I think my favorite moment is when Arjuna, Subhadra, Draupadi, and a few others (I forget if anyone else was there) are standing on a hill at Kurukshetra, and Arjuna reaches out to tuck a stray lock of hair behind Subhadra's ear, and Draupadi nearly has a jealous moment, but realizes that she never acts like Subhadra, so she can't expect to be treated like Subhadra.

Pretty much sums up their relationship right there.

I really liked the way she did the Draupadi/Krishna relationship. And the Karna/Draupadi relationship.... *sigh* Now there's a story.

From: [identity profile] jinian.livejournal.com

I remember really liking this when I read it last year, and I didn't have much familiarity with the story at the time. The Karna thing worked well, but the moment I remember is when one of those other guys lied about it being Arjuna she loved best.

(Now watch, I have completely misremembered it somehow.)
boundbooks: A colorful illustration of a blue octopus reading a book, while sitting next to a stack of books and a tea cup. (books: octopus reads)

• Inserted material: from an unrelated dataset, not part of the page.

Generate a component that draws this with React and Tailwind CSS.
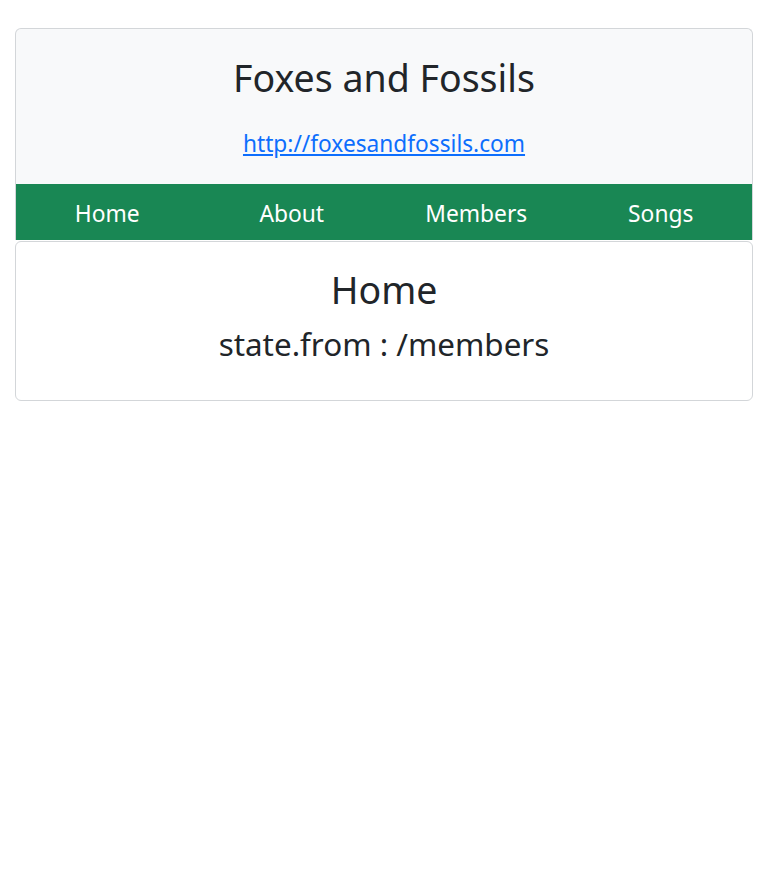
import React from 'react'

export default function App() {
  const links = ['Home', 'About', 'Members', 'Songs']

  return (
    <div
      className="min-h-screen bg-white pt-[28px] text-[#212529]"
      style={{ fontFamily: '"Noto Sans", "Noto Sans CJK KR", sans-serif' }}
    >
      {/* Header card */}
      <div className="ml-[15px] w-[738px] overflow-hidden rounded-t-md border border-b-0 border-[#d3d6d9] bg-[#f8f9fa]">
        <div className="flex h-[155px] flex-col items-center">
          <h1 className="mt-[27px] text-[37.5px] leading-[44px] font-normal">Foxes and Fossils</h1>
          <a href="#" className="mt-[29px] text-[22.7px] leading-[30px] text-[#0d6efd] underline">
            http://foxesandfossils.com
          </a>
        </div>
        <nav className="-mx-px grid h-[56px] grid-cols-4 bg-[#198754]">
          {links.map(l => (
            <a key={l} href="#" className="flex items-center justify-center pt-[4px] text-[22.8px] text-white">
              {l}
            </a>
          ))}
        </nav>
      </div>

      {/* Content card */}
      <div className="mt-px ml-[15px] flex h-[160px] w-[738px] flex-col items-center rounded-md border border-[#d3d6d9] bg-white">
        <h1 className="mt-[26px] text-[37.5px] leading-[44px] font-normal">Home</h1>
        <h2 className="mt-[12px] text-[31.4px] leading-[40px] font-normal">state.from : /members</h2>
      </div>
    </div>
  )
}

From: [personal profile] boundbooks

Just wanted to let you know that I read this on your recommendation. It was great! I was only loosely familiar with the story before, having encountered it a couple of times in children's story compilations and a couple of rough summaries in folklore/mythology books. I liked the Panchaali/Karna thread, I thought it was quite well done; my favorite scene for the two of them was probably when they both showed up for that big welcoming party in plain white clothes. Such an emotional moment, especially when Panchaali realizes that she's accidentally stolen the show. :D

edit - It also looks like there's a cheaper, paperback version of the two-volume Menon retelling that's come out since your original post. A good thing too, since it looks like first volume of the 2006 edition is out of print!